Once you have identified the importance and competitive performance of the experience attributes, it is possible to calculate the customer base at risk or the improvement opportunity value for each of the attributes. Do this by multiplying the percentage of customers who rate that attribute low or high (low for at risk calculations, high for opportunity calculations) by the average customer spend. To improve the calculations, use segmented feedback results and values.


The chart shows an example using profit at risk, but the same method applies if using revenue at risk or profit or revenue opportunity.

Gathering the feedback for such exercises does not require long, complex surveys. The data can be collected across a range of surveys, each focused on one part of the customer journey. This has the added advantage of focusing questions on the activities of the customer at a given point. In a business-to-business context, this is especially important, as people often do not experience the whole journey.

Beyond one question
If you want to build a feedback program that provides the data you need to drive improvements, here are a few pointers, based on our experience at ClickTools of working with many companies in measuring and improving the customer experience.

  • Think "program," not survey. Feedback is one part of a vital operational tool. Start with what information you need to drive improvements and look at it as a program of activity. Consider multiple surveys to gather the feedback you need, but ensure that they work together in acoherent feedback architecture. The starting point for your program is the customer journey and what matters to your customers at the key points along the way.
  • Focus on the action, not the questions. Surveys cost money; acting on the results generates the return. A good survey is one that drives actions. That means having owners for the questions in a survey. If a question doesn’t have an owner who is responsible for improving performance, don’t ask it. If the issue is not important to the customer, don’t ask it—don’t confuse what you are interested in with what matters to customers.
  • Provide role-relevant information. Well-designed feedback generates two types of information:

    1. Information to drive improvement
    2. Information for measurement
  • Provide people with information on which they can act and no more. Make sure that people have the skills and incentives to act on the information in a timely manner. A small number of quantitative questions will help people quickly identify areas of strength and weakness and point them to where they should focus their improvements.

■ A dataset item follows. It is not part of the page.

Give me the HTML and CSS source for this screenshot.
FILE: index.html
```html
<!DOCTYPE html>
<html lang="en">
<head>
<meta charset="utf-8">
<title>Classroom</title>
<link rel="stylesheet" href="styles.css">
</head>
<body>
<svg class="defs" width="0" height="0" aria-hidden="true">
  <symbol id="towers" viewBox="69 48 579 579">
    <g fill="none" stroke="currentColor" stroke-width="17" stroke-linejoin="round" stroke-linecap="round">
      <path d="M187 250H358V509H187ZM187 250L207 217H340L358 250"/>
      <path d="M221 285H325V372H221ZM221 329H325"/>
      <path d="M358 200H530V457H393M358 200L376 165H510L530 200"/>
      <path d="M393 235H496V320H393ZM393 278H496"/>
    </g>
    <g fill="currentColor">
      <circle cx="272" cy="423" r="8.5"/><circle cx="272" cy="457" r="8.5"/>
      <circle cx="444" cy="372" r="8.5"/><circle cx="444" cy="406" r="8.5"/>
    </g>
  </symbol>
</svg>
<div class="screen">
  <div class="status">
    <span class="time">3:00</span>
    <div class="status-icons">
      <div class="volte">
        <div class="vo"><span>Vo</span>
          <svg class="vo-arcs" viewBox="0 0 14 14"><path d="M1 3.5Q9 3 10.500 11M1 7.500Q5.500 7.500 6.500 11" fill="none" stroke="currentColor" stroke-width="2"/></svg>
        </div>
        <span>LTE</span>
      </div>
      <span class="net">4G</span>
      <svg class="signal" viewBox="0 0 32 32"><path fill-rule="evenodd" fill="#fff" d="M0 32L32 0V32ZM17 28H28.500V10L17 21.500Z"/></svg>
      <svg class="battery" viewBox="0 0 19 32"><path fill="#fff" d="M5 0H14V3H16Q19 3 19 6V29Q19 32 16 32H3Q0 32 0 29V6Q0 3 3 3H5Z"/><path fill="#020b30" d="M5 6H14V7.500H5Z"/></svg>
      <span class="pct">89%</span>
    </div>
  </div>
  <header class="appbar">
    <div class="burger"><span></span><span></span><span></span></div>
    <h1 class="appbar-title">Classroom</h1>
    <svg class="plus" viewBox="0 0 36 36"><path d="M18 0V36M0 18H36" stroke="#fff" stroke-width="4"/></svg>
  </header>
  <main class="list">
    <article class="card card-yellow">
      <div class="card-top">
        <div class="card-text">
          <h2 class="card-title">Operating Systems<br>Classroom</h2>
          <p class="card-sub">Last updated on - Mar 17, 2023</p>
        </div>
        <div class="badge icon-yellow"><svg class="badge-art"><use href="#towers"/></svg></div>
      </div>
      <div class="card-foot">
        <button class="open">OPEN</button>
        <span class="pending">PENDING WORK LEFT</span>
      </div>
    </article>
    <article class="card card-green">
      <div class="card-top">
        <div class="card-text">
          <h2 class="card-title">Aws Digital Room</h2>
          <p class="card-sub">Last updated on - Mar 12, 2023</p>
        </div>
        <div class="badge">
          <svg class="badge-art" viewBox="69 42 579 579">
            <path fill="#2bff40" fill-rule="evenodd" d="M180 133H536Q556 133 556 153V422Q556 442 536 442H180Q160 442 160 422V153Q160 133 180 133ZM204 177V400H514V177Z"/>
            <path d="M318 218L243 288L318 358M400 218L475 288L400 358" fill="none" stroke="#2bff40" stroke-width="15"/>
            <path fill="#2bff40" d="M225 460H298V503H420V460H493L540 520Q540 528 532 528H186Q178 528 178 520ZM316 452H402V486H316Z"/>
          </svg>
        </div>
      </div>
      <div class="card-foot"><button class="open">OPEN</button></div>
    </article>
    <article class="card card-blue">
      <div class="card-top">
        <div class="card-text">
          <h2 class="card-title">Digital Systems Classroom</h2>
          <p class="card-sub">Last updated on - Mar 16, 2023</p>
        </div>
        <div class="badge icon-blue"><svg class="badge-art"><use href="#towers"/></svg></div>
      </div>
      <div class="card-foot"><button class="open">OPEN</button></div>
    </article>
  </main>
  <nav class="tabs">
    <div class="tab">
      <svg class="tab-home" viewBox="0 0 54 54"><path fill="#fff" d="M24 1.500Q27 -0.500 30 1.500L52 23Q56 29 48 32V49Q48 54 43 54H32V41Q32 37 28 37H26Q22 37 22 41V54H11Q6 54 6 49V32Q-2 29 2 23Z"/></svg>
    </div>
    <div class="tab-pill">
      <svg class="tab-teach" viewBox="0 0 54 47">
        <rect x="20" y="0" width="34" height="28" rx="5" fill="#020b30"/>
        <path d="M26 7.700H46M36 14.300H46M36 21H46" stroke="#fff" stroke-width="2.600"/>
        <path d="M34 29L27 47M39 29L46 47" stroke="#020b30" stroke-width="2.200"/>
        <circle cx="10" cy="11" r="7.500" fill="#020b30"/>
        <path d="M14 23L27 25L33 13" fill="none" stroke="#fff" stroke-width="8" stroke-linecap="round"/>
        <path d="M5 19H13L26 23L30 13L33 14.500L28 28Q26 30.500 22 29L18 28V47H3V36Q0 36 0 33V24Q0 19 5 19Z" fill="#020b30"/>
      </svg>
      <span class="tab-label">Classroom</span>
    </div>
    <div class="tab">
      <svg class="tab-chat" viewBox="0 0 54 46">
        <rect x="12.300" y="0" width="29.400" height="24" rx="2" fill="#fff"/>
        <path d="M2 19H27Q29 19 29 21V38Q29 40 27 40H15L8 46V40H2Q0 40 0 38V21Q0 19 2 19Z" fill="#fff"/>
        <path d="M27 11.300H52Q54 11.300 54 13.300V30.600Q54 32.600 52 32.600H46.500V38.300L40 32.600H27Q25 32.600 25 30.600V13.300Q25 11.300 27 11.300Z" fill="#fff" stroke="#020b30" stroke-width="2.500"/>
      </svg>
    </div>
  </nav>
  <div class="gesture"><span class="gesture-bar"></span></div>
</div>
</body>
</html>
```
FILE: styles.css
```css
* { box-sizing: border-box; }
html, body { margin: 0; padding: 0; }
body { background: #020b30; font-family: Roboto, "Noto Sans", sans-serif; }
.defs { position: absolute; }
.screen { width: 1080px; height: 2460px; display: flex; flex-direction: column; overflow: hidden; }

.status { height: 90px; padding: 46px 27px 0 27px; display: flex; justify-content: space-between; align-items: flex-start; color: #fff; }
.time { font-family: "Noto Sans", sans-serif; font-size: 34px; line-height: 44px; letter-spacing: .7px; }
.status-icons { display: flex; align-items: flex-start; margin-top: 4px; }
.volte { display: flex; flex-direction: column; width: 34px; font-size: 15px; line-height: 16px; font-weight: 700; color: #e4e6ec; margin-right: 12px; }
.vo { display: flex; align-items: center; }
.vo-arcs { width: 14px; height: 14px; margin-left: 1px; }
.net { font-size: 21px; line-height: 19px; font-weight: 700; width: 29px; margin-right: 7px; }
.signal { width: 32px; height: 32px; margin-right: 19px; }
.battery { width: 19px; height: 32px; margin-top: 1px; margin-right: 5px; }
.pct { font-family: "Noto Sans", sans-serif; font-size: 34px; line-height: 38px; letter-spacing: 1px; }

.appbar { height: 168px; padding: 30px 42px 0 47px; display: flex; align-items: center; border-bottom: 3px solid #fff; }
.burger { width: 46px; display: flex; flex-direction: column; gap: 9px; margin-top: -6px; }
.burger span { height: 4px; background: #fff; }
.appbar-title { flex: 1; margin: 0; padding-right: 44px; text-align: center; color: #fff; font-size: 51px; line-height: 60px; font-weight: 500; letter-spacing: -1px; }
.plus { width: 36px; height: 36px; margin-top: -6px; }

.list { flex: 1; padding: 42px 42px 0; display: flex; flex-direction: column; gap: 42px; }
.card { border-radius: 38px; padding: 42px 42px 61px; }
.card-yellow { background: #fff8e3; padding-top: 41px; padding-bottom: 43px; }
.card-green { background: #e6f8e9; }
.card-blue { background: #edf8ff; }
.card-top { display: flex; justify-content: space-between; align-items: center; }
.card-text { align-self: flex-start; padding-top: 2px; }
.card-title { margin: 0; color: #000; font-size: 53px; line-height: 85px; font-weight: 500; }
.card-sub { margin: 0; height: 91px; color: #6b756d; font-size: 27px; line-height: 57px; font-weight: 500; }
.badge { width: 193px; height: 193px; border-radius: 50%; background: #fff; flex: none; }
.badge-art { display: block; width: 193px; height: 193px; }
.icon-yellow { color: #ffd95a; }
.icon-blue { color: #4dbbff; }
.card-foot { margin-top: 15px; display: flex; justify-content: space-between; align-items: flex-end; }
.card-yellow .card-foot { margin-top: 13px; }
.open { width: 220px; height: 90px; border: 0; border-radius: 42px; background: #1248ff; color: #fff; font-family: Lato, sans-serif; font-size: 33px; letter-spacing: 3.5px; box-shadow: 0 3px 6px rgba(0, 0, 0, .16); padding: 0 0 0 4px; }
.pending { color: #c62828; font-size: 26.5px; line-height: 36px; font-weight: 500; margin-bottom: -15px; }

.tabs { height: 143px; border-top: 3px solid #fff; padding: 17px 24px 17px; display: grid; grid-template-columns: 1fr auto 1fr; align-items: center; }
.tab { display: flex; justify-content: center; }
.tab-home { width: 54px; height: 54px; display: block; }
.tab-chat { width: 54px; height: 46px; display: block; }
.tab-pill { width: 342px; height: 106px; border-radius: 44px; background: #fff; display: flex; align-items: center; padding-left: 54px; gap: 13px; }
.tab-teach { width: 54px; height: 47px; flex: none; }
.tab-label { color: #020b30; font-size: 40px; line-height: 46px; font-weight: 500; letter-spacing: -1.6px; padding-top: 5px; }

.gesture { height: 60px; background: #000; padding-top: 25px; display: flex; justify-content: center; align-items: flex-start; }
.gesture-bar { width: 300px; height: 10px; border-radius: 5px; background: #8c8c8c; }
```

    Remember that retention operates one customer at a time. Good feedback provides opportunities to identify and address individual service failures rapidly as well as providing aggregated data for process improvement.

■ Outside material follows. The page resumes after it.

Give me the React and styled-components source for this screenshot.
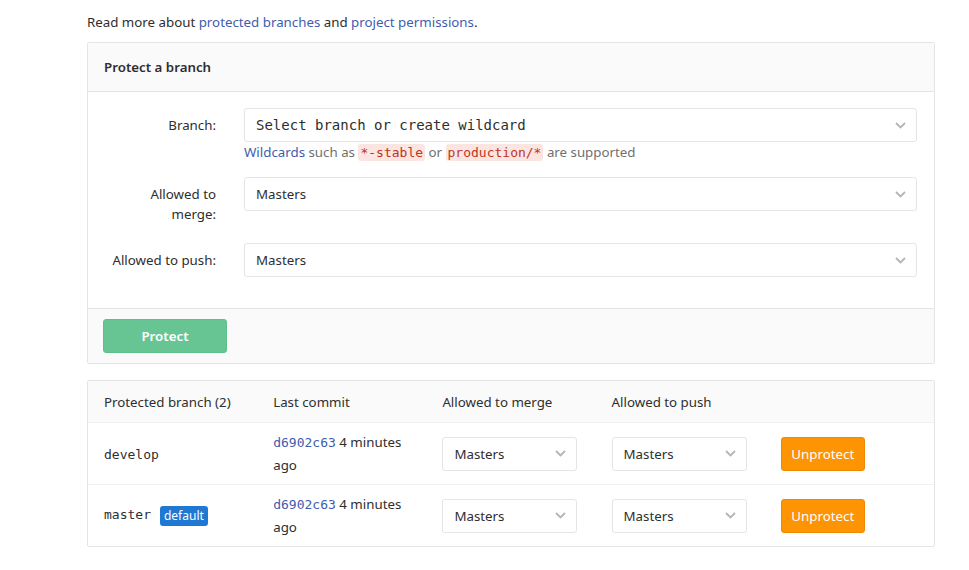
import React from "react";
import styled, { createGlobalStyle } from "styled-components";

const GlobalStyle = createGlobalStyle`
  body {
    margin: 0;
    background: #fff;
    font-family: "Noto Sans", "Open Sans", sans-serif;
    font-size: 13.3px;
    color: #2e2e2e;
  }
`;

const mono = `"DejaVu Sans Mono", "Liberation Mono", monospace`;

function Chevron() {
  return (
    <svg width="11" height="7" viewBox="0 0 11 7">
      <polyline
        points="1,1 5.5,5.5 10,1"
        fill="none"
        stroke="#b5b5b5"
        strokeWidth="1.8"
      />
    </svg>
  );
}

function Select({ children, code, small }) {
  return (
    <SelectBox small={small}>
      <SelectText code={code}>{children}</SelectText>
      <Chevron />
    </SelectBox>
  );
}

function BranchRow({ name, isDefault }) {
  return (
    <tr>
      <Td>
        <BranchName>{name}</BranchName>
        {isDefault && <Badge>default</Badge>}
      </Td>
      <Td>
        <Commit>
          <CommitLink>d6902c63</CommitLink> <span>4 minutes</span>{" "}
          <span>ago</span>
        </Commit>
      </Td>
      <Td>
        <Select small>Masters</Select>
      </Td>
      <Td>
        <Select small>Masters</Select>
      </Td>
      <Td>
        <UnprotectButton>Unprotect</UnprotectButton>
      </Td>
    </tr>
  );
}

export default function App() {
  return (
    <>
      <GlobalStyle />
      <Page>
        <Intro>
          Read more about <Link>protected branches</Link> and{" "}
          <Link>project permissions</Link>.
        </Intro>

        <Panel>
          <PanelHeader>Protect a branch</PanelHeader>
          <PanelBody>
            <FormRow gap={15}>
              <Label>Branch:</Label>
              <div>
                <Select code>Select branch or create wildcard</Select>
                <Help>
                  <Link>Wildcards</Link> such as <Code>*-stable</Code> or{" "}
                  <Code>production/*</Code> are supported
                </Help>
              </div>
            </FormRow>
            <FormRow gap={19}>
              <Label>
                Allowed to
                <br />
                merge:
              </Label>
              <Select>Masters</Select>
            </FormRow>
            <FormRow gap={31}>
              <Label>Allowed to push:</Label>
              <Select>Masters</Select>
            </FormRow>
          </PanelBody>
          <PanelFooter>
            <ProtectButton>Protect</ProtectButton>
          </PanelFooter>
        </Panel>

        <TablePanel>
          <Table>
            <thead>
              <tr>
                <Th>Protected branch (2)</Th>
                <Th>Last commit</Th>
                <Th>Allowed to merge</Th>
                <Th>Allowed to push</Th>
                <Th />
              </tr>
            </thead>
            <tbody>
              <BranchRow name="develop" />
              <BranchRow name="master" isDefault />
            </tbody>
          </Table>
        </TablePanel>
      </Page>
    </>
  );
}

const Page = styled.div`
  width: 848px;
  margin-left: 87px;
  padding-top: 12px;
`;

const Intro = styled.p`
  margin: 0 0 10px;
  line-height: 20px;
`;

const Link = styled.a`
  color: #3f5cae;
  text-decoration: none;
  cursor: pointer;
`;

const Panel = styled.div`
  border: 1px solid #e5e5e5;
  border-radius: 2px;
  background: #fff;
`;

const PanelHeader = styled.div`
  height: 48px;
  display: flex;
  align-items: center;
  padding: 0 16px;
  background: #fafafa;
  border-bottom: 1px solid #e5e5e5;
  font-weight: 600;
`;

const PanelBody = styled.div`
  padding: 16px 17px 0 16px;
`;

const FormRow = styled.div`
  display: grid;
  grid-template-columns: 112px 1fr;
  column-gap: 28px;
  margin-bottom: ${(p) => p.gap}px;
`;

const Label = styled.label`
  text-align: right;
  padding-top: 7px;
  line-height: 20px;
`;

const SelectBox = styled.div`
  height: 34px;
  box-sizing: border-box;
  width: ${(p) => (p.small ? "135px" : "100%")};
  display: flex;
  align-items: center;
  justify-content: space-between;
  padding: 0 10px 0 11px;
  border: 1px solid #e5e5e5;
  border-radius: 3px;
  background: #fff;
`;

const SelectText = styled.span`
  font-family: ${(p) => (p.code ? mono : "inherit")};
  font-size: ${(p) => (p.code ? "14px" : "13.3px")};
  color: #2e2e2e;
  white-space: nowrap;
`;

const Help = styled.div`
  margin-top: 1px;
  line-height: 18px;
  color: #707070;
`;

const Code = styled.code`
  font-family: ${mono};
  font-size: 13px;
  color: #c0341d;
  background: #fbe5e1;
  padding: 1px 2px;
  border-radius: 3px;
`;

const PanelFooter = styled.div`
  padding: 10px 15px;
  background: #fafafa;
  border-top: 1px solid #e5e5e5;
`;

const ProtectButton = styled.button`
  width: 124px;
  height: 34px;
  border: 1px solid #5fbf8c;
  border-radius: 3px;
  background: #67c594;
  color: #fff;
  font-family: inherit;
  font-size: 13.3px;
  font-weight: 600;
`;

const TablePanel = styled.div`
  margin-top: 16px;
  border: 1px solid #e5e5e5;
  border-radius: 2px;
`;

const Table = styled.table`
  width: 100%;
  table-layout: fixed;
  border-collapse: collapse;
`;

const Th = styled.th`
  height: 41px;
  padding: 0 16px;
  text-align: left;
  font-weight: 400;
  background: #fafafa;
  border-bottom: 1px solid #f0f0f0;
`;

const Td = styled.td`
  height: 61px;
  padding: 0 16px;
  vertical-align: middle;
  border-bottom: 1px solid #f0f0f0;
  tr:last-child & {
    border-bottom: none;
  }
`;

const BranchName = styled.span`
  font-family: ${mono};
  font-size: 13px;
`;

const Badge = styled.span`
  display: inline-block;
  margin-left: 9px;
  padding: 0 4px;
  height: 20px;
  line-height: 20px;
  border-radius: 3px;
  background: #1f78d1;
  color: #fff;
  font-size: 12px;
  vertical-align: middle;
`;

const Commit = styled.div`
  line-height: 22px;
`;

const CommitLink = styled(Link)`
  font-family: ${mono};
  font-size: 13px;
`;

const UnprotectButton = styled.button`
  width: 84px;
  height: 34px;
  border: 1px solid #ef8a00;
  border-radius: 3px;
  background: #fc9403;
  color: #fff;
  font-family: inherit;
  font-size: 13.3px;
`;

  • Keep surveys short, timely and relevant to the recipient. Many surveys are far too long and ask questions of people that have no experience of the interaction. Focusing on what matters to the recipient at that stage of the process helps to keep the survey short and relevant, driving up response rates. Don’t ask questions of people that are not involved in that stage.
  • Beware survey overload. Asking every customer about every interaction will annoy customers and be unnecessarily expensive. Use sampling and business rules to narrow down the audience.
  • Communicate with customers and staff. As in any project, good communication is essential. Sell the benefits to customers and staff: Focus on what’s in it for them. Put together a program of communication for the time before the surveys go out, the time immediately after the surveys and notification of results and actions.